The end result is that I am very pleased with the stainless steel stencil and for the price, I will definitely consider them for future, but not all, projects. As for 0402. I don’t know if I would be using them more often. In the end, they were not a problem but placement was a little cumbersome. Luckily for this board, I only had three to worry about.

That board came out beautiful, great job! For the stencil, did you have to setup a jig to get it positioned precisely where you needed it? Or is it just a matter of taping things down?

Thanks Jon. I just use the jig that OSH Stencil can provide and tape things together on the the back. I then taped the stencil down onto the jig. This board is really small so I did not experience any issues with that setup. I must say, though, the stainless steel seemed to align much easier than the polymide. maybe it is because the polymide is transparent and that make it a little harder to identify that the smaller pads are lined up correctly.

I would really recommend to anyone attempting to use the stencils for the first time (or the nth time) is to listen to episode #320 of the Amp Hour - “An Interview with Brent of OSH Stensils”. This has been a huge help in understanding how to use stencils better.

I found this as well.
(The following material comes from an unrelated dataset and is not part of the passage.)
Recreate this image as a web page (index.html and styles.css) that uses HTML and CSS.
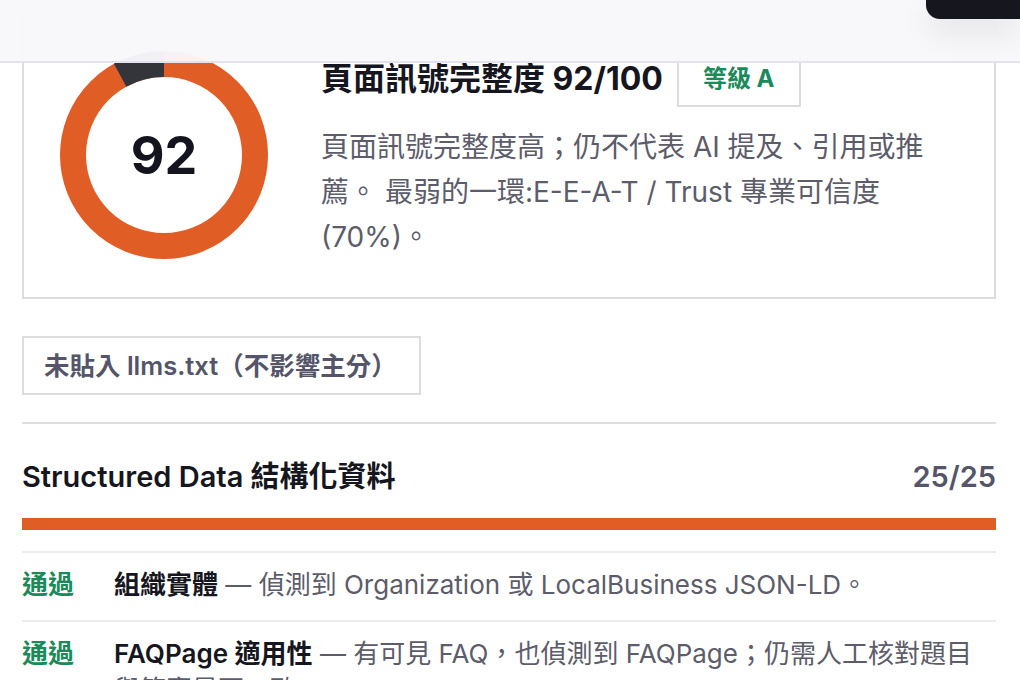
FILE: index.html
```html
<!DOCTYPE html>
<html lang="zh-Hant">
<head>
	<meta charset="utf-8">
	<title>頁面訊號完整度</title>
	<link rel="stylesheet" href="styles.css">
</head>
<body>
	<header class="topbar">
		<span class="topbar-btn"></span>
	</header>

	<main class="page">
		<section class="score-card">
			<div class="donut">
				<svg viewBox="0 0 208 208" width="208" height="208">
					<circle cx="104" cy="104" r="91" fill="none" stroke="#e05d26" stroke-width="26"/>
					<circle cx="104" cy="104" r="91" fill="none" stroke="#34353b" stroke-width="26"
						stroke-dasharray="45.74 571.77" transform="rotate(-118.8 104 104)"/>
				</svg>
				<span class="donut-num">92</span>
			</div>
			<div class="score-body">
				<div class="score-head">
					<h2>頁面訊號完整度 92/100</h2>
					<span class="grade">等級 A</span>
				</div>
				<p class="score-desc">頁面訊號完整度高；仍不代表 AI 提及、引用或推薦。 最弱的一環:E-E-A-T / Trust 專業可信度 (70%)。</p>
			</div>
		</section>

		<div class="chip">未貼入 llms.txt（不影響主分）</div>

		<section class="group">
			<div class="group-head">
				<h3>Structured Data 結構化資料</h3>
				<span class="group-score">25/25</span>
			</div>
			<div class="bar"><span style="width: 100%"></span></div>
			<ul class="checks">
				<li><span class="state pass">通過</span><span><b>組織實體</b> — 偵測到 Organization 或 LocalBusiness JSON-LD。</span></li>
				<li><span class="state pass">通過</span><span><b>FAQPage 適用性</b> — 有可見 FAQ，也偵測到 FAQPage；仍需人工核對題目與答案是否一致。</span></li>
			</ul>
		</section>
	</main>
</body>
</html>
```
FILE: styles.css
```css
html, body { margin: 0; overflow: hidden; background: #fff; }
body { font-family: Inter, "Noto Sans CJK TC", sans-serif; color: #16161e; }

.topbar { position: fixed; top: 0; left: 0; right: 0; height: 61px; background: rgba(248, 248, 251, 0.97); border-bottom: 2px solid #e4e1f0; display: flex; justify-content: flex-end; align-items: flex-start; z-index: 5; }
.topbar-btn { width: 94px; height: 19px; background: #16161f; border-radius: 0 0 0 14px; box-shadow: 0 12px 30px rgba(0, 0, 0, 0.10); }

.page { padding: 12px 24px 0 22px; }

.score-card { border: 2px solid #dcdcdc; padding: 37px 36px; display: flex; gap: 53px; }
.donut { display: grid; place-items: center; width: 208px; height: 208px; flex: none; }
.donut svg, .donut-num { grid-area: 1 / 1; }
.donut-num { font-size: 52px; font-weight: bold; color: #14141e; }

.score-body { flex: 1; }
.score-head { display: flex; align-items: center; gap: 14px; }
.score-head h2 { margin: 0; font-size: 32px; line-height: 40px; font-weight: bold; }
.grade { border: 2px solid #dcdcdc; padding: 12px 24px 12px; font-size: 24px; line-height: 28px; font-weight: bold; color: #1b8a5a; }
.score-desc { margin: 18px 0 0; max-width: 624px; font-size: 28px; line-height: 45px; color: #5c5c6a; }

.chip { display: inline-block; margin-top: 37px; border: 2px solid #dcdcdc; padding: 13px 22px 13px 20px; font-size: 25.5px; line-height: 29px; font-weight: 600; color: #55556a; }

.group { margin-top: 27px; border-top: 2px solid #dedede; }
.group-head { display: flex; justify-content: space-between; align-items: center; padding-top: 35px; }
.group-head h3 { margin: 0; font-size: 29px; line-height: 34px; font-weight: 600; }
.group-score { font-size: 29px; font-weight: 600; color: #55556a; }
.bar { height: 12px; margin-top: 24px; background: #f0f0f0; }
.bar span { display: block; height: 100%; background: #e05d26; }

.checks { list-style: none; margin: 21px 0 0; padding: 0; }
.checks li { display: grid; grid-template-columns: 92px 1fr; border-top: 2px solid #ececec; padding: 14px 0 17px; font-size: 26px; line-height: 36px; color: #5c5c6a; }
.checks b { color: #16161e; font-weight: 600; }
.state { font-weight: 600; }
.state.pass { color: #1b8a5a; }
```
They aren’t markedly different from their larger brothers, but they just seem to require a lot more concentration when using tweezers. And since they still seem to be the line of demarkation between DIY/low cost pick and place and the mid-range pick and place I think it’s still a better bet to go with larger sizes if possible.

Me as well. I find I likely won’t go back to polyamide unless truly cost constrained. The price keeps dropping on the SS ones and I’m sure that they could be used for 10s of iterations instead of the 5 or so the plastic ones allow.

That’s so neat that they even provide a jig with the purchase. I have at least one board in mind where this would really save a lot of time. Which oven are you using for the re-flow?